Modeling and simulation are related but distinct activities, more closely allied with engineering than with management science. A model is a simplified representation of a system of some interest, typically fixed at some point in time and space. The purpose of building a model is that it promotes understanding of how the real system works, but allows for simplifying assumptions to be made to limit the complexity. So-called random components to the model are typically modeled as stochastic variables. A simulation is the application of the model to see how it evolves over space and time, or over other independent variables. Simulations typically allow for the compression of time and space – again, a simplification, but a necessary one. Simulation of the performance of a proposed cathodic protection program over ten years does little to facilitate decision making if it requires ten years for the simulation to complete. Modeling, then, is the process of deconstructing the system, while simulation is the exercising of the model over various input conditions – both flip sides of the same coin.

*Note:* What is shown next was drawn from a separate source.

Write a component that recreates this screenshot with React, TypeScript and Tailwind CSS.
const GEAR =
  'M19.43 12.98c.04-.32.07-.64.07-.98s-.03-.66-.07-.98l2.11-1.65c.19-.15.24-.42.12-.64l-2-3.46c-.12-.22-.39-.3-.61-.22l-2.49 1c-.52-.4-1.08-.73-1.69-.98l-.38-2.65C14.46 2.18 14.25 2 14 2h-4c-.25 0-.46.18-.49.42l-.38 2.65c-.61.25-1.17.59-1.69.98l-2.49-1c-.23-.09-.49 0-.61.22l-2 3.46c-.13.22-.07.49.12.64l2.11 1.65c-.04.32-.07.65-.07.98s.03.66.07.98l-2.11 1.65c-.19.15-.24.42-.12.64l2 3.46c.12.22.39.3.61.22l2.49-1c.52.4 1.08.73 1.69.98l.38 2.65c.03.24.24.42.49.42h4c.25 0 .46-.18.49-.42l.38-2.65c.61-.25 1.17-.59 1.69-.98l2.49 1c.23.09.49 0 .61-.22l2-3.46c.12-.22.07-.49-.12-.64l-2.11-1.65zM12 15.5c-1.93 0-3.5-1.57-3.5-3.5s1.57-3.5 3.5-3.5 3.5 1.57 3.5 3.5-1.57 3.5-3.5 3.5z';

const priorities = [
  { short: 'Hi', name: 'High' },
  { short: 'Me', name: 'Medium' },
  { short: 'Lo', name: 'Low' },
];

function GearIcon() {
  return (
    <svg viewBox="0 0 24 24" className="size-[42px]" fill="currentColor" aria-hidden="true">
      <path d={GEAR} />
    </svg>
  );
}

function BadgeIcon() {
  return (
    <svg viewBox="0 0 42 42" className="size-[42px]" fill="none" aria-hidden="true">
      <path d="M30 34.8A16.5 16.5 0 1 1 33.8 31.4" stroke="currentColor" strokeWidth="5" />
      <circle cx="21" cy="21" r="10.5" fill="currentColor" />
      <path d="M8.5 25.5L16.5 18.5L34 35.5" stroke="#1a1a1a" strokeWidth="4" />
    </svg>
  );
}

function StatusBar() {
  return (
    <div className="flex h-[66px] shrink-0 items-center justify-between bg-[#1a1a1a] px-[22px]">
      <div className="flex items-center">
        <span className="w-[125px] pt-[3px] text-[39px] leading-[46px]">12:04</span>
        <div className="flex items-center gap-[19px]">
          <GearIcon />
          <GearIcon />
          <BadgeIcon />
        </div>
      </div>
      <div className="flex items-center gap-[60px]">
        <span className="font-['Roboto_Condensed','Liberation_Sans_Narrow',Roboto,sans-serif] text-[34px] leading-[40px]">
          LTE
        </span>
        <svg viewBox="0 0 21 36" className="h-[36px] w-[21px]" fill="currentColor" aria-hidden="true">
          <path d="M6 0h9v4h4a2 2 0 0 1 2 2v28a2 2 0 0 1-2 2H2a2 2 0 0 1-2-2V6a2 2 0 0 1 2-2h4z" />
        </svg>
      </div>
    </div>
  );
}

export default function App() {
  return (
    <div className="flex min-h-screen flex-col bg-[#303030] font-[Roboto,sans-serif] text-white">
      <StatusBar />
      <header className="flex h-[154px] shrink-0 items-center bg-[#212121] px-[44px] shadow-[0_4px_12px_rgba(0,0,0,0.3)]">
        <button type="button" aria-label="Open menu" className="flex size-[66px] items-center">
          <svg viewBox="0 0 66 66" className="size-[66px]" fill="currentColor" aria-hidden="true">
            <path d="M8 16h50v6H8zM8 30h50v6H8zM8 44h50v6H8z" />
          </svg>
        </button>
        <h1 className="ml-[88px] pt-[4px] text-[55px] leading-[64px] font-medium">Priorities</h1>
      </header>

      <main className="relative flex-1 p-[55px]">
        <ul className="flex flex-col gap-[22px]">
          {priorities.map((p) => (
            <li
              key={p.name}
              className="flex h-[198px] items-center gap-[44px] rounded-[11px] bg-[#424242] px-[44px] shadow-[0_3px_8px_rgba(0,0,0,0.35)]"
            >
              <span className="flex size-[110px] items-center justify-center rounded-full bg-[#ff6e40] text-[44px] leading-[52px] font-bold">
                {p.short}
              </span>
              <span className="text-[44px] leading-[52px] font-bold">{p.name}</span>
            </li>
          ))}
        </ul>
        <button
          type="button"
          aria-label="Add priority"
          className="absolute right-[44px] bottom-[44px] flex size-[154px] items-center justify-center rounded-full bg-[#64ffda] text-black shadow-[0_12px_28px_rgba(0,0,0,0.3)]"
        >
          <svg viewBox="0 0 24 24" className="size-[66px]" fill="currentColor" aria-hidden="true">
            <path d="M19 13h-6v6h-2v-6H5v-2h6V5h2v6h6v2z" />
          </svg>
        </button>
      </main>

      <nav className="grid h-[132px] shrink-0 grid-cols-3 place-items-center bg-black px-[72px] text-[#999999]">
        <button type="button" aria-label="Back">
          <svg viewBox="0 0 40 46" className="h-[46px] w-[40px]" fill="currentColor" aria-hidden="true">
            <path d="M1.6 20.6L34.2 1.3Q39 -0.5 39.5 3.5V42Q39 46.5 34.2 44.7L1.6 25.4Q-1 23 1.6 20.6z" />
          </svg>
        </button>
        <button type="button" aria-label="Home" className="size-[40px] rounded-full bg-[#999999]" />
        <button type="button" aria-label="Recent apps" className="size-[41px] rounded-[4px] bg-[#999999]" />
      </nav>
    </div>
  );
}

So how do sensors facilitate these activities? In terms of analysis, the provision of granular data from sensors provides more input for patterns to emerge, and better fit for regression. A pattern may appear random with only fifty input points, but with five million points patterns become evident. The accuracy of the statistical representation that key performance indicators describe improves with more data. Sensors make obtaining more data more cost effective and practical. In terms of analytics – the tools that facilitate analysis and reporting – sensors not only make provision of data to the tools more cost effective and practical, but also make that data available to the analytics system in real-time. As conditions change in the real world, the analytics tools can factor those conditions into decision support.

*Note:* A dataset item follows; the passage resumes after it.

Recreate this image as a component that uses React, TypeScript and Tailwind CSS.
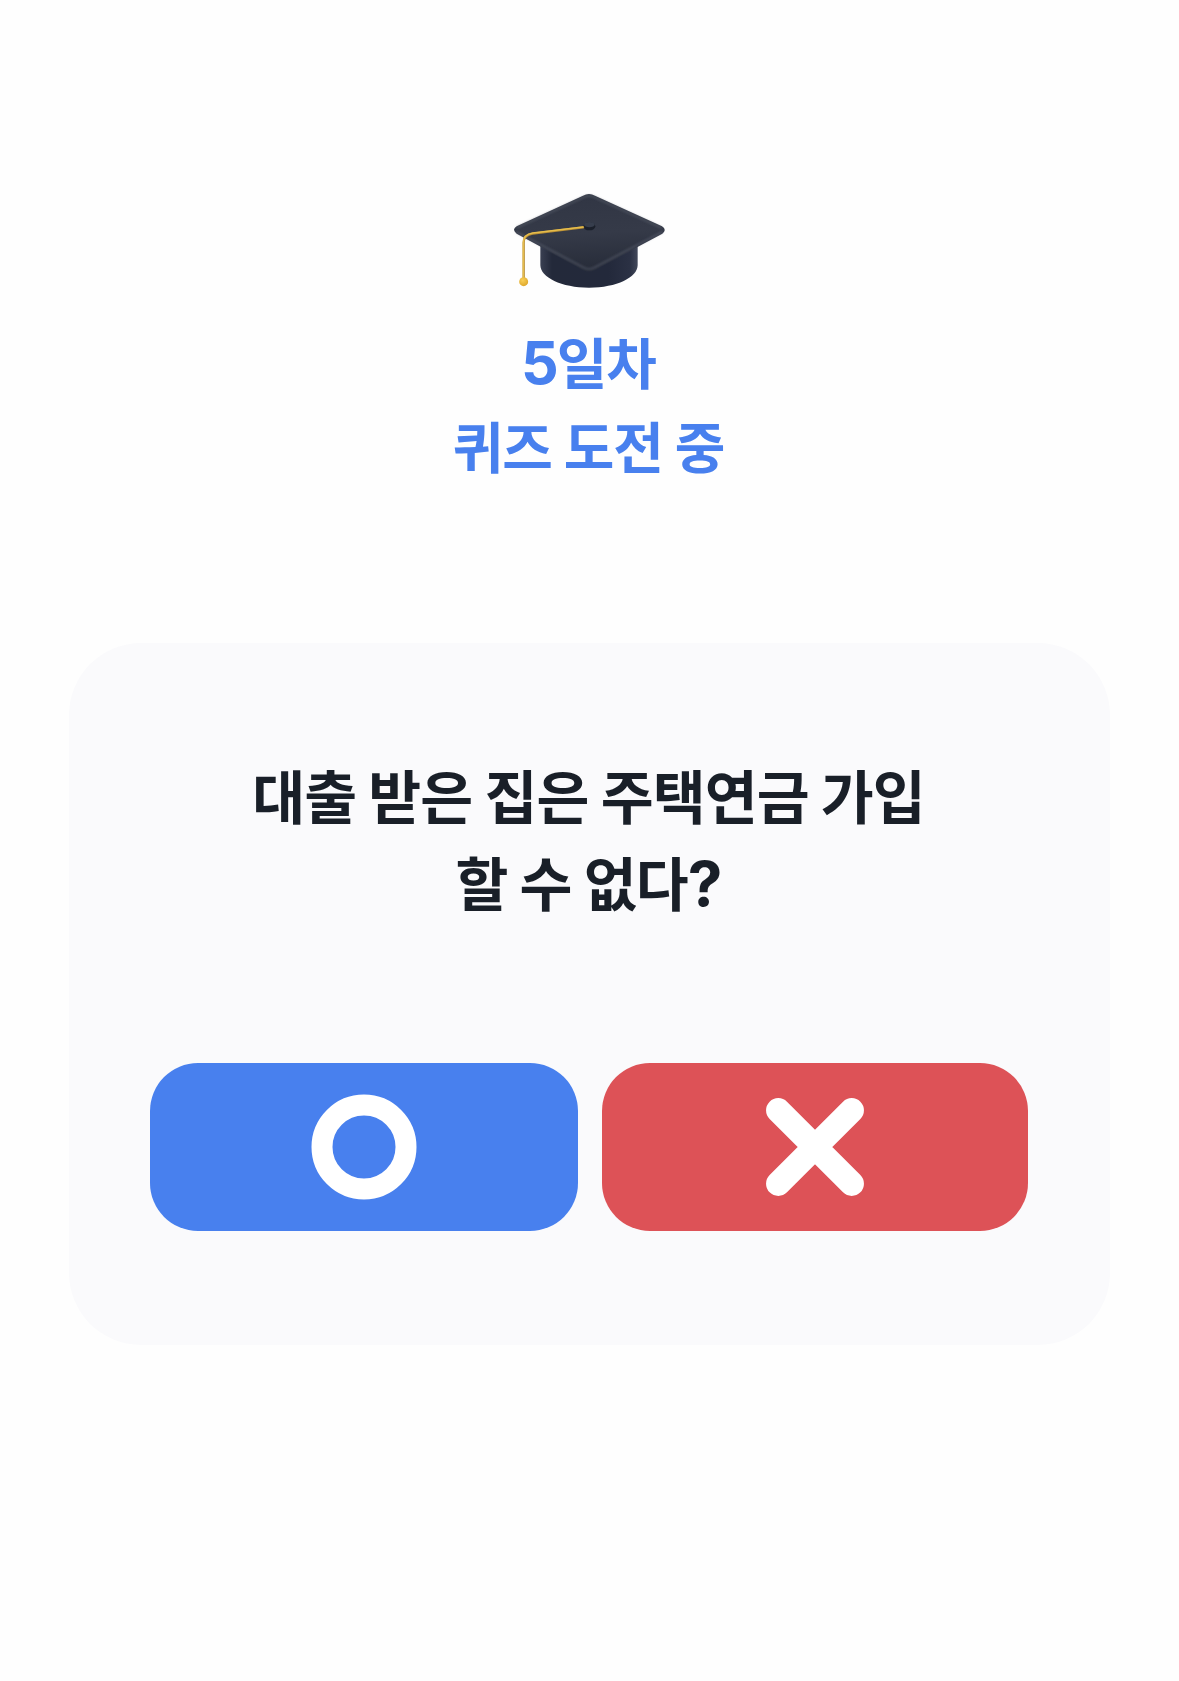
const KOREAN = "font-['Noto_Sans_CJK_KR',sans-serif]";

function GraduationCap() {
  return (
    <svg width="180" height="120" viewBox="0 0 540 360" aria-hidden="true">
      <defs>
        <linearGradient id="board" x1="0.5" y1="0" x2="0.6" y2="1">
          <stop offset="0" stopColor="#313644" />
          <stop offset="0.5" stopColor="#353a48" />
          <stop offset="1" stopColor="#262b38" />
        </linearGradient>
        <linearGradient id="base" x1="0" y1="0" x2="1" y2="0">
          <stop offset="0" stopColor="#3a4052" />
          <stop offset="0.12" stopColor="#23293a" />
          <stop offset="0.7" stopColor="#23293b" />
          <stop offset="0.92" stopColor="#2b3144" />
          <stop offset="1" stopColor="#42485a" />
        </linearGradient>
        <radialGradient id="bead" cx="0.4" cy="0.35" r="0.65">
          <stop offset="0" stopColor="#f9cf57" />
          <stop offset="1" stopColor="#dfa92d" />
        </radialGradient>
        <filter id="soft" x="-10%" y="-10%" width="120%" height="120%">
          <feGaussianBlur stdDeviation="3" />
        </filter>
      </defs>
      <path d="M121 170V255C121 292 184 323 267 323S413 292 413 255V170Z" fill="url(#base)" />
      <path
        d="M249 47Q267 37 285 47L486 139Q502 149 487 161L285 269Q267 279 249 269L50 161Q34 149 50 139Z"
        fill="url(#board)"
      />
      <path
        d="M48 155L252 263Q267 271 282 263L488 155"
        fill="none"
        stroke="#626879"
        strokeOpacity="0.55"
        strokeWidth="5"
        filter="url(#soft)"
      />
      <path
        d="M50 143L252 51Q267 44 282 51L484 143"
        fill="none"
        stroke="#575c68"
        strokeOpacity="0.7"
        strokeWidth="5"
        filter="url(#soft)"
      />
      <ellipse cx="268" cy="139" rx="18" ry="12" fill="#1b202b" />
      <ellipse cx="268" cy="134" rx="16" ry="8" fill="#373e4d" />
      <path d="M249 142L98 161Q71 165 71 188V298" fill="none" stroke="#b98f34" strokeWidth="7" strokeLinecap="round" />
      <path d="M249 141L98 159Q70 163 70 188V298" fill="none" stroke="#e5bc4c" strokeWidth="4" strokeLinecap="round" />
      <circle cx="71" cy="305" r="13.5" fill="url(#bead)" />
    </svg>
  );
}

export default function App() {
  return (
    <main className={`flex h-[1681px] w-[1179px] flex-col items-center bg-[#fefefe] pt-[180px] ${KOREAN}`}>
      <GraduationCap />
      <h1 className="mt-[18px] mr-[2px] flex h-[168px] flex-col items-center whitespace-nowrap text-[55px] leading-[84px] font-bold tracking-[-0.9px] text-[#4880ee]">
        <span>
          <span className="font-['Inter'] text-[59px] leading-none font-bold tracking-[-2px]">5</span>일차
        </span>
        <span>퀴즈 도전 중</span>
      </h1>
      <section className="mt-[157px] flex h-[702px] w-[1041px] flex-col items-center rounded-[72px] bg-[#fafafc] pt-[108px]">
        <h2 className="mr-[2px] flex h-[174px] flex-col items-center whitespace-nowrap text-[57.5px] leading-[87px] font-bold tracking-[-0.9px] text-[#191f28]">
          <span>대출 받은 집은 주택연금 가입</span>
          <span>
            할 수 없다<span className="font-['Inter'] text-[62px] leading-none font-bold">?</span>
          </span>
        </h2>
        <div className="mt-[138px] mr-[1px] flex w-[878px] justify-between">
          <button aria-label="O" className="flex h-[168px] w-[428px] items-center justify-center rounded-[48px] bg-[#4880ee]">
            <svg width="106" height="106" viewBox="-53 -53 106 106">
              <circle r="42" fill="none" stroke="white" strokeWidth="21" />
            </svg>
          </button>
          <button aria-label="X" className="flex h-[168px] w-[426px] items-center justify-center rounded-[48px] bg-[#dd5257]">
            <svg width="100" height="100" viewBox="-50 -50 100 100">
              <path d="M-36.7-36.7L36.7 36.7M36.7-36.7L-36.7 36.7" stroke="white" strokeWidth="24.5" strokeLinecap="round" />
            </svg>
          </button>
        </div>
      </section>
    </main>
  );
}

In terms of modeling, sensor-based data provides an important capability to calibrate the model as it is being constructed. Recalling that modeling is the decomposition of a complex system into simpler parts, the most difficult part of modeling is ensuring that the model is a faithful representation of the system. With only a few data points, the model may be calibrated to fit at those points in any number of ways; at x = 0 and x = 1, both y = x^2 and y = x^3 have the same solution, but outside of these data points the solutions diverge.
Sensor-based data provide not only more data, but data under a variety of different conditions in time and space, and this variety provides an important capability to calibrate the model – to ensure that the model is realistic and that simplifying assumptions are not too simple. Sensor-based data improve the capability for simulation, by allowing the simulation to leverage real-world conditions as they change over time and as they change with respect to each other. Rather than having to approximate input conditions – or even model the input conditions themselves – real data can be used, so that the simulation results are more realistic. Better engineering decisions can be made with better simulations.
An example from each of these areas will serve to better illustrate the application of sensor data to the challenges and opportunities of informed infrastructure. Physical systems such as bridges respond to stressors in the environment – whether due to movement from erosion or shifting tectonics, corrosion from environmental pollutants, or loading from increased traffic. Sensors in place on the bridge gather data about how much the support structures of the bridge are moving, how quickly erosion is occurring or how much traffic is crossing the bridge hourly. Sensors also provide data about the relationship between these different components – how much has movement increased with the decrease in structural integrity due to corrosion. Gathering this data improves the model’s ability to represent these stressors and allows the simulation to yield better designs with improved materials.
Sensors in the context of an asset analytics solution allow for monitoring of the assets continuously, rather than only having insight into asset condition on a yearly inspection schedule. Analysis of asset performance (or degradation of performance) facilitates a reliability centered maintenance (RCM) or condition based maintenance (CBM) program – so that valuable O&M funding is focused on assets for which condition has deteriorated, rather than a blanket time based maintenance strategy where maintenance is performed on all assets at the same time, irrespective of whether or not maintenance is required. Yearly inspection cycles do not provide enough insight into how the asset is performing over time, but sensor based data does – minimizing risk and reinvestment costs.
Sensor networks have applications to analytics, modeling and simulation that inform intelligent infrastructure, both for ongoing maintenance and for improvements to engineering next generation solutions.